Supposing it was conceded to gentlemen that such a repeal of the Orders in Council as took place on the 23rd of June last, exceptionable as it is, being known before the war would have prevented the war. Does it follow that it ought to induce us to lay down our arms without the redress of any other injury? Does it follow in all cases, that that which would have prevented the war in the first instance should terminate the war? By no means. It requires a great struggle for a nation prone to peace as this is, to burst through its habits and encounter the difficulties of war. Such a nation ought but seldom to go to war. When it does, it should be for clear and essential rights alone and it should firmly resolve to extort, at all hazards, their recognition.
And who is prepared to say that American seamen shall be surrendered the victims to the British principle of impressment? It is in vain to assert the inviolability of the obligation of allegiance. It is in vain to set up the plea of necessity and to allege that she cannot exist without the impressment of her seamen. The truth is, she comes by her press gangs on board of our vessels, seizes our native seamen as well as naturalized and drags them into her service. It is the case then of the assertion of an erroneous principle and a practice not conformable to the principle — a principle which, if it were theoretically right, must be forever practically wrong. If Great Britain desires a mark by which she can know her own subjects, let her give them an ear mark. The colors that float from the mast-head should be the credentials of our seamen. There is no safety to us and the gentlemen have shown it, but in the rule that all who sail under the flag (not being enemies) are protected by the flag. It is impossible that this country should ever abandon the gallant tars who have won for us such splendid trophies.
The gentleman from Delaware sees in Canada no object worthy of conquest. Other gentlemen consider the invasion of that country as wicked and unjustifiable. Its inhabitants are represented as unoffending, connected with those of the bordering States by a thousand tender ties, interchanging acts of kindness and all the offices of good neighborhood. Canada innocent! Canada unoffending! Is it not in Canada that the tomahawk of the savage has been molded into its deathlike form? From Canadian magazines, Malden and others, that those supplies have been issued which nourish and sustain the Indian hostilities?
What does a state of war present? The united energies of one people arrayed against the combined energies of another. A conflict in which each party aims to inflict all the injury it can by sea and land upon the territories, property, and citizens of the other, subject only to the rules of mitigated war practiced by civilized nations. The gentlemen would not touch the continental provinces of the enemy nor I presume, for the same reason, her possessions in the West Indies. The same humane spirit would spare the seamen and soldiers of the enemy. The sacred person of His Majesty must not be attacked, for the learned gentlemen on the other side are quite familiar with the maxim that the King can do no wrong. Indeed sir, I know of no person on whom we may make war upon the principles of the honorable gentlemen, except Mr. Stephen, the celebrated author of the Orders in Council or the Board of Admiralty who authorize and regulate the practice of impressment.

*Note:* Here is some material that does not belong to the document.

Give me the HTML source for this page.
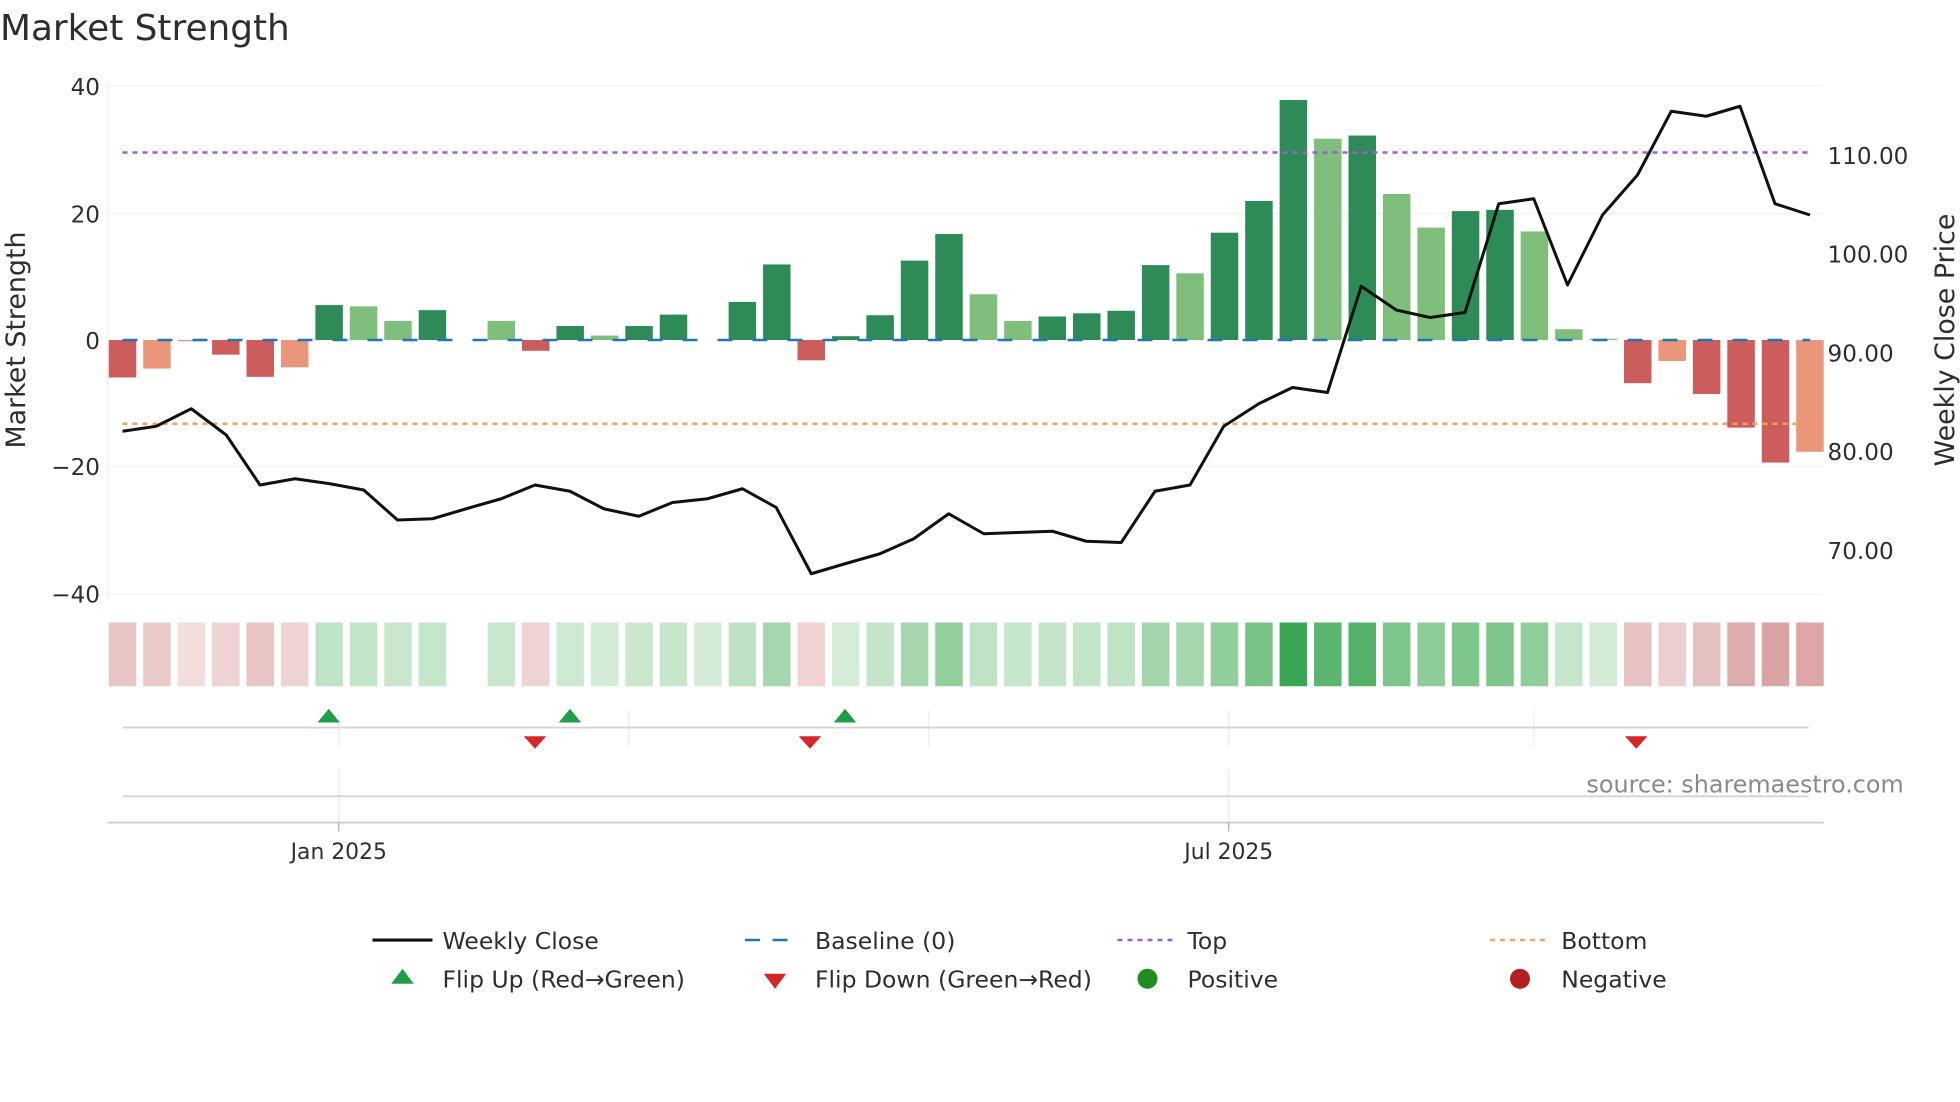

The disasters of the war admonish us, we are told, of the necessity of terminating the contest. If our achievements upon the land have been less splendid than those of our intrepid seamen, it is not because the American soldier is less brave. On the one element, organization, discipline, and a thorough knowledge of their duties exist on the part of the officers and their men. On the other, almost everything is yet to be acquired. We have however the consolation that our country abounds with the richest materials and that in no instance when engaged in an action have our arms been tarnished. It is true that the disgrace of Detroit remains to be wiped off. With the exception of that event, the war even upon the land had been attended by a series of the most brilliant exploits which, whatever interest they may inspire on this side of the mountains, have given the greatest pleasure on the other.

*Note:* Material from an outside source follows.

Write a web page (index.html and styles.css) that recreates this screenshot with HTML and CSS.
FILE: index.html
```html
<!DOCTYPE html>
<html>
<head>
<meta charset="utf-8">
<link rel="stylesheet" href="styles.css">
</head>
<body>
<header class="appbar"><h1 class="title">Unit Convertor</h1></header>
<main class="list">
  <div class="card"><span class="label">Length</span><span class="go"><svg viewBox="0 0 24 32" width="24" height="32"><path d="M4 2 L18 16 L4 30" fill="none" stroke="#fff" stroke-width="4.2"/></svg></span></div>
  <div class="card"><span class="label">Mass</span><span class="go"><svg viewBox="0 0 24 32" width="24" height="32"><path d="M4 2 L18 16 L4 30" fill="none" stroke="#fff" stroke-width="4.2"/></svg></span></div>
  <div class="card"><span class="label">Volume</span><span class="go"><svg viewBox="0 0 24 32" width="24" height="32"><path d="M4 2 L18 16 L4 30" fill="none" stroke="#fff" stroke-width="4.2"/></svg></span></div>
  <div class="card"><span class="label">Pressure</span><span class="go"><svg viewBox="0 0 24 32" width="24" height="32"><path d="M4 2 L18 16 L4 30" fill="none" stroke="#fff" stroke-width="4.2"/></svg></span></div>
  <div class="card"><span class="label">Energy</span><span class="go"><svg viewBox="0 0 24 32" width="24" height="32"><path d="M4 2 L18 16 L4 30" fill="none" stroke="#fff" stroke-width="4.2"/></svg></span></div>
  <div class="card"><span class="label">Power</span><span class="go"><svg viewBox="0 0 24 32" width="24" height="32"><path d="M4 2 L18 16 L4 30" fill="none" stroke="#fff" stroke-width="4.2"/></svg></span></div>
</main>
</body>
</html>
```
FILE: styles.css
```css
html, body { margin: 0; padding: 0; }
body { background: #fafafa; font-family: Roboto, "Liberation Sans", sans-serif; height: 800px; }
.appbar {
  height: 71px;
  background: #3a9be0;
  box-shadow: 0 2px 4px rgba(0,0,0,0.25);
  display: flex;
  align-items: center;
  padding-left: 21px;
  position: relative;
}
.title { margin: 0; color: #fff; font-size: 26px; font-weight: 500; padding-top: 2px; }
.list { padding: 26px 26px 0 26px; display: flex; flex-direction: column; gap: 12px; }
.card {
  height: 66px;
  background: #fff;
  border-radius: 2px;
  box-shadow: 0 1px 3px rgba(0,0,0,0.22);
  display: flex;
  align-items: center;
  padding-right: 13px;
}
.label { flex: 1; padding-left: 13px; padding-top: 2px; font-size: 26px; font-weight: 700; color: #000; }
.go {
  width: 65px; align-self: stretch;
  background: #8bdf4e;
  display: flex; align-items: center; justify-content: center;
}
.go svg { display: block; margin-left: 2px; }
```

What cause, Mr. Chairman, which existed for declaring the war has been removed? We sought indemnity for the past and security for the future. The Orders in Council are suspended, not revoked. No compensation for spoliations, Indian hostilities which were before secretly instigated now openly encouraged, and the practice of impressment unremittingly persevered in and insisted upon. Yet [the] Administration has given the strongest demonstrations of its love of peace. On the 29th of June, less than ten days after the declaration of war, the Secretary of State writes to Mr. Russell authorizing him to agree to an armistice upon two conditions only; and what are they? That the Orders in Council should be repealed and the practice of impressing American seamen cease, those already impressed being released. When Mr. Russell renews the overture in what was intended as a more agreeable form to the British Government, Lord Castlereagh is not content with a simple rejection, but clothes it in the language of insult.
The honorable gentleman from North Carolina (Mr. Pearson) supposes that if Congress would pass a law prohibiting the employment of British seamen in our service upon condition of a like prohibition on their part and repeal the act of non-importation, peace would immediately follow. Sir, I have no doubt if such a law were passed with all the requisite solemnities and the repeal to take place, Lord Castlereagh would laugh at our simplicity. No sir, [the] Administration has erred in the steps which it has taken to restore peace, but its error has been not in doing too little but in betraying too great a solicitude for that event. An honorable peace is attainable only by an efficient war. My plan would be to call out the ample resources of the country, give them a judicious direction, prosecute the war with the utmost vigor, strike wherever we can reach the enemy at sea or on land, and negotiate the terms of a peace at Quebec or Halifax. We are told that England is a proud and lofty nation that disdaining to wait for danger, meets it half-way. Haughty as she is, we once triumphed over her and if we do not listen to the councils of timidity and despair we shall again prevail. In such a cause with the aid of Providence, we must come out crowned with success. But if we fail, let us fail like men: lash ourselves to our gallant tars and expire together in one common struggle, fighting for “seamen’s rights and free trade.”